[STATED EXERCISE]
Exactly as written, retype the listing below, omitting the pictures.

******************************

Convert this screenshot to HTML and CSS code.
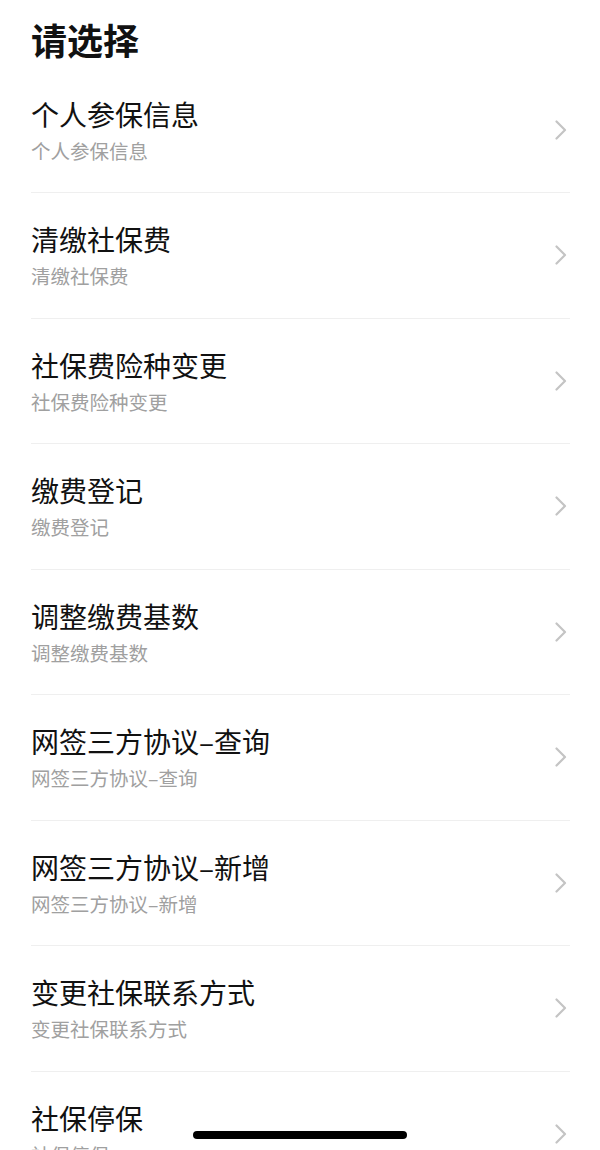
FILE: index.html
```html
<!DOCTYPE html>
<html>
<head>
  <meta charset="utf-8">
  <link rel="stylesheet" href="styles.css">
</head>
<body>
  <div class="page">
    <h1 class="title">请选择</h1>

    <ul class="menu">
      <li class="menu-item">
        <div class="item-text">
          <div class="item-title">个人参保信息</div>
          <div class="item-sub">个人参保信息</div>
        </div>
        <svg class="chevron" viewBox="0 0 12 20"><path d="M1.5 1.5 L10 10 L1.5 18.5"/></svg>
      </li>
      <li class="menu-item">
        <div class="item-text">
          <div class="item-title">清缴社保费</div>
          <div class="item-sub">清缴社保费</div>
        </div>
        <svg class="chevron" viewBox="0 0 12 20"><path d="M1.5 1.5 L10 10 L1.5 18.5"/></svg>
      </li>
      <li class="menu-item">
        <div class="item-text">
          <div class="item-title">社保费险种变更</div>
          <div class="item-sub">社保费险种变更</div>
        </div>
        <svg class="chevron" viewBox="0 0 12 20"><path d="M1.5 1.5 L10 10 L1.5 18.5"/></svg>
      </li>
      <li class="menu-item">
        <div class="item-text">
          <div class="item-title">缴费登记</div>
          <div class="item-sub">缴费登记</div>
        </div>
        <svg class="chevron" viewBox="0 0 12 20"><path d="M1.5 1.5 L10 10 L1.5 18.5"/></svg>
      </li>
      <li class="menu-item">
        <div class="item-text">
          <div class="item-title">调整缴费基数</div>
          <div class="item-sub">调整缴费基数</div>
        </div>
        <svg class="chevron" viewBox="0 0 12 20"><path d="M1.5 1.5 L10 10 L1.5 18.5"/></svg>
      </li>
      <li class="menu-item">
        <div class="item-text">
          <div class="item-title">网签三方协议–查询</div>
          <div class="item-sub">网签三方协议–查询</div>
        </div>
        <svg class="chevron" viewBox="0 0 12 20"><path d="M1.5 1.5 L10 10 L1.5 18.5"/></svg>
      </li>
      <li class="menu-item">
        <div class="item-text">
          <div class="item-title">网签三方协议–新增</div>
          <div class="item-sub">网签三方协议–新增</div>
        </div>
        <svg class="chevron" viewBox="0 0 12 20"><path d="M1.5 1.5 L10 10 L1.5 18.5"/></svg>
      </li>
      <li class="menu-item">
        <div class="item-text">
          <div class="item-title">变更社保联系方式</div>
          <div class="item-sub">变更社保联系方式</div>
        </div>
        <svg class="chevron" viewBox="0 0 12 20"><path d="M1.5 1.5 L10 10 L1.5 18.5"/></svg>
      </li>
      <li class="menu-item">
        <div class="item-text">
          <div class="item-title">社保停保</div>
          <div class="item-sub">社保停保</div>
        </div>
        <svg class="chevron" viewBox="0 0 12 20"><path d="M1.5 1.5 L10 10 L1.5 18.5"/></svg>
      </li>
    </ul>
  </div>

  <div class="home-indicator"></div>
</body>
</html>
```

FILE: styles.css
```css
:root {
  --text-primary: #111111;
  --text-secondary: #a0a0a0;
  --divider: #efefef;
  --chevron: #c4c4c4;
}

html, body {
  height: 100%;
  overflow: hidden;
}

body {
  margin: 0;
  background: #ffffff;
  color: var(--text-primary);
  font-family: "Noto Sans CJK SC", "Noto Sans", sans-serif;
}

.page {
  padding: 0 30px 0 31px;
}

.title {
  margin: 0;
  height: 67.5px;
  padding-top: 14px;
  box-sizing: border-box;
  font-size: 36px;
  line-height: 50px;
  font-weight: 700;
}

.menu {
  list-style: none;
  margin: 0;
  padding: 0;
}

.menu-item {
  display: flex;
  align-items: center;
  height: 125.5px;
  box-sizing: border-box;
  border-bottom: 1px solid var(--divider);
}

.item-text {
  flex: 1;
  display: flex;
  flex-direction: column;
  gap: 6px;
}

.item-title {
  font-size: 28px;
  line-height: 36px;
}

.item-sub {
  font-size: 19.5px;
  line-height: 26px;
  color: var(--text-secondary);
}

.chevron {
  width: 12px;
  height: 20px;
  margin-right: 3px;
  fill: none;
  stroke: var(--chevron);
  stroke-width: 2.2;
  stroke-linecap: round;
  stroke-linejoin: round;
}

.home-indicator {
  position: fixed;
  left: 193px;
  bottom: 11px;
  width: 214px;
  height: 8px;
  border-radius: 4px;
  background: #000000;
}
```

******************************

[OUTPUT BELOW]
Convert this screenshot to HTML and CSS code.
FILE: index.html
```html
<!DOCTYPE html>
<html>
<head>
  <meta charset="utf-8">
  <link rel="stylesheet" href="styles.css">
</head>
<body>
  <div class="page">
    <h1 class="title">请选择</h1>

    <ul class="menu">
      <li class="menu-item">
        <div class="item-text">
          <div class="item-title">个人参保信息</div>
          <div class="item-sub">个人参保信息</div>
        </div>
        <svg class="chevron" viewBox="0 0 12 20"><path d="M1.5 1.5 L10 10 L1.5 18.5"/></svg>
      </li>
      <li class="menu-item">
        <div class="item-text">
          <div class="item-title">清缴社保费</div>
          <div class="item-sub">清缴社保费</div>
        </div>
        <svg class="chevron" viewBox="0 0 12 20"><path d="M1.5 1.5 L10 10 L1.5 18.5"/></svg>
      </li>
      <li class="menu-item">
        <div class="item-text">
          <div class="item-title">社保费险种变更</div>
          <div class="item-sub">社保费险种变更</div>
        </div>
        <svg class="chevron" viewBox="0 0 12 20"><path d="M1.5 1.5 L10 10 L1.5 18.5"/></svg>
      </li>
      <li class="menu-item">
        <div class="item-text">
          <div class="item-title">缴费登记</div>
          <div class="item-sub">缴费登记</div>
        </div>
        <svg class="chevron" viewBox="0 0 12 20"><path d="M1.5 1.5 L10 10 L1.5 18.5"/></svg>
      </li>
      <li class="menu-item">
        <div class="item-text">
          <div class="item-title">调整缴费基数</div>
          <div class="item-sub">调整缴费基数</div>
        </div>
        <svg class="chevron" viewBox="0 0 12 20"><path d="M1.5 1.5 L10 10 L1.5 18.5"/></svg>
      </li>
      <li class="menu-item">
        <div class="item-text">
          <div class="item-title">网签三方协议–查询</div>
          <div class="item-sub">网签三方协议–查询</div>
        </div>
        <svg class="chevron" viewBox="0 0 12 20"><path d="M1.5 1.5 L10 10 L1.5 18.5"/></svg>
      </li>
      <li class="menu-item">
        <div class="item-text">
          <div class="item-title">网签三方协议–新增</div>
          <div class="item-sub">网签三方协议–新增</div>
        </div>
        <svg class="chevron" viewBox="0 0 12 20"><path d="M1.5 1.5 L10 10 L1.5 18.5"/></svg>
      </li>
      <li class="menu-item">
        <div class="item-text">
          <div class="item-title">变更社保联系方式</div>
          <div class="item-sub">变更社保联系方式</div>
        </div>
        <svg class="chevron" viewBox="0 0 12 20"><path d="M1.5 1.5 L10 10 L1.5 18.5"/></svg>
      </li>
      <li class="menu-item">
        <div class="item-text">
          <div class="item-title">社保停保</div>
          <div class="item-sub">社保停保</div>
        </div>
        <svg class="chevron" viewBox="0 0 12 20"><path d="M1.5 1.5 L10 10 L1.5 18.5"/></svg>
      </li>
    </ul>
  </div>

  <div class="home-indicator"></div>
</body>
</html>
```

FILE: styles.css
```css
:root {
  --text-primary: #111111;
  --text-secondary: #a0a0a0;
  --divider: #efefef;
  --chevron: #c4c4c4;
}

html, body {
  height: 100%;
  overflow: hidden;
}

body {
  margin: 0;
  background: #ffffff;
  color: var(--text-primary);
  font-family: "Noto Sans CJK SC", "Noto Sans", sans-serif;
}

.page {
  padding: 0 30px 0 31px;
}

.title {
  margin: 0;
  height: 67.5px;
  padding-top: 14px;
  box-sizing: border-box;
  font-size: 36px;
  line-height: 50px;
  font-weight: 700;
}

.menu {
  list-style: none;
  margin: 0;
  padding: 0;
}

.menu-item {
  display: flex;
  align-items: center;
  height: 125.5px;
  box-sizing: border-box;
  border-bottom: 1px solid var(--divider);
}

.item-text {
  flex: 1;
  display: flex;
  flex-direction: column;
  gap: 6px;
}

.item-title {
  font-size: 28px;
  line-height: 36px;
}

.item-sub {
  font-size: 19.5px;
  line-height: 26px;
  color: var(--text-secondary);
}

.chevron {
  width: 12px;
  height: 20px;
  margin-right: 3px;
  fill: none;
  stroke: var(--chevron);
  stroke-width: 2.2;
  stroke-linecap: round;
  stroke-linejoin: round;
}

.home-indicator {
  position: fixed;
  left: 193px;
  bottom: 11px;
  width: 214px;
  height: 8px;
  border-radius: 4px;
  background: #000000;
}
```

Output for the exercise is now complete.